▶ [To do]
Please transcribe the data below exactly. Leave the pictures out.
##### Recorded information
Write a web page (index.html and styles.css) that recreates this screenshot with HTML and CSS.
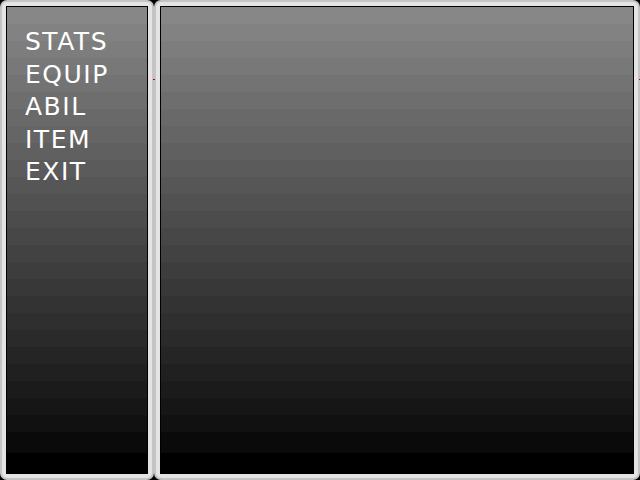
FILE: index.html
```html
<!DOCTYPE html>
<html>
<head>
<meta charset="utf-8">
<link rel="stylesheet" href="styles.css">
</head>
<body>
<div class="screen">
  <div class="panel menu-panel">
    <div class="inner">
      <ul class="menu">
        <li>STATS</li>
        <li>EQUIP</li>
        <li>ABIL</li>
        <li>ITEM</li>
        <li>EXIT</li>
      </ul>
    </div>
  </div>
  <div class="panel main-panel">
    <div class="inner"></div>
    <span class="mark mark-left"></span>
    <span class="mark mark-right"></span>
  </div>
</div>
</body>
</html>
```

FILE: styles.css
```css
html, body {
  margin: 0;
  padding: 0;
  background: #000;
}
.screen {
  width: 640px;
  height: 480px;
  display: flex;
  background: #000;
}
.panel {
  box-sizing: border-box;
  height: 480px;
  border: 2px solid #c4c4c4;
  border-radius: 7px;
  background: #e4e4e4;
  padding: 4px;
  display: flex;
  position: relative;
}
.menu-panel {
  width: 154px;
}
.main-panel {
  flex: 1;
}
.inner {
  flex: 1;
  border: 1px solid #000;
  background: linear-gradient(to bottom,
    #878787 0 17px, #828282 17px 34px, #7d7d7d 34px 51px, #787878 51px 68px,
    #737373 68px 85px, #6e6e6e 85px 102px, #696969 102px 119px, #656565 119px 136px,
    #606060 136px 153px, #5b5b5b 153px 170px, #565656 170px 187px, #515151 187px 204px,
    #4c4c4c 204px 221px, #474747 221px 238px, #424242 238px 255px, #3d3d3d 255px 272px,
    #383838 272px 289px, #333333 289px 306px, #2f2f2f 306px 323px, #2a2a2a 323px 340px,
    #252525 340px 357px, #202020 357px 374px, #1b1b1b 374px 391px, #161616 391px 408px,
    #111111 408px 425px, #0a0a0a 425px 446px, #000000 446px 100%);
}
.menu {
  list-style: none;
  margin: 0;
  padding: 19px 0 0 18px;
  font-family: "DejaVu Sans", sans-serif;
  font-size: 25px;
  line-height: 32.5px;
  color: #fff;
  letter-spacing: 1.5px;
}
.mark {
  position: absolute;
  top: 77px;
  height: 1px;
  background: #d00000;
}
.mark-left {
  left: -3px;
  width: 2px;
}
.mark-right {
  right: -2px;
  width: 1px;
}
```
##########
▶ [Task response]
Write a web page (index.html and styles.css) that recreates this screenshot with HTML and CSS.
FILE: index.html
```html
<!DOCTYPE html>
<html>
<head>
<meta charset="utf-8">
<link rel="stylesheet" href="styles.css">
</head>
<body>
<div class="screen">
  <div class="panel menu-panel">
    <div class="inner">
      <ul class="menu">
        <li>STATS</li>
        <li>EQUIP</li>
        <li>ABIL</li>
        <li>ITEM</li>
        <li>EXIT</li>
      </ul>
    </div>
  </div>
  <div class="panel main-panel">
    <div class="inner"></div>
    <span class="mark mark-left"></span>
    <span class="mark mark-right"></span>
  </div>
</div>
</body>
</html>
```

FILE: styles.css
```css
html, body {
  margin: 0;
  padding: 0;
  background: #000;
}
.screen {
  width: 640px;
  height: 480px;
  display: flex;
  background: #000;
}
.panel {
  box-sizing: border-box;
  height: 480px;
  border: 2px solid #c4c4c4;
  border-radius: 7px;
  background: #e4e4e4;
  padding: 4px;
  display: flex;
  position: relative;
}
.menu-panel {
  width: 154px;
}
.main-panel {
  flex: 1;
}
.inner {
  flex: 1;
  border: 1px solid #000;
  background: linear-gradient(to bottom,
    #878787 0 17px, #828282 17px 34px, #7d7d7d 34px 51px, #787878 51px 68px,
    #737373 68px 85px, #6e6e6e 85px 102px, #696969 102px 119px, #656565 119px 136px,
    #606060 136px 153px, #5b5b5b 153px 170px, #565656 170px 187px, #515151 187px 204px,
    #4c4c4c 204px 221px, #474747 221px 238px, #424242 238px 255px, #3d3d3d 255px 272px,
    #383838 272px 289px, #333333 289px 306px, #2f2f2f 306px 323px, #2a2a2a 323px 340px,
    #252525 340px 357px, #202020 357px 374px, #1b1b1b 374px 391px, #161616 391px 408px,
    #111111 408px 425px, #0a0a0a 425px 446px, #000000 446px 100%);
}
.menu {
  list-style: none;
  margin: 0;
  padding: 19px 0 0 18px;
  font-family: "DejaVu Sans", sans-serif;
  font-size: 25px;
  line-height: 32.5px;
  color: #fff;
  letter-spacing: 1.5px;
}
.mark {
  position: absolute;
  top: 77px;
  height: 1px;
  background: #d00000;
}
.mark-left {
  left: -3px;
  width: 2px;
}
.mark-right {
  right: -2px;
  width: 1px;
}
```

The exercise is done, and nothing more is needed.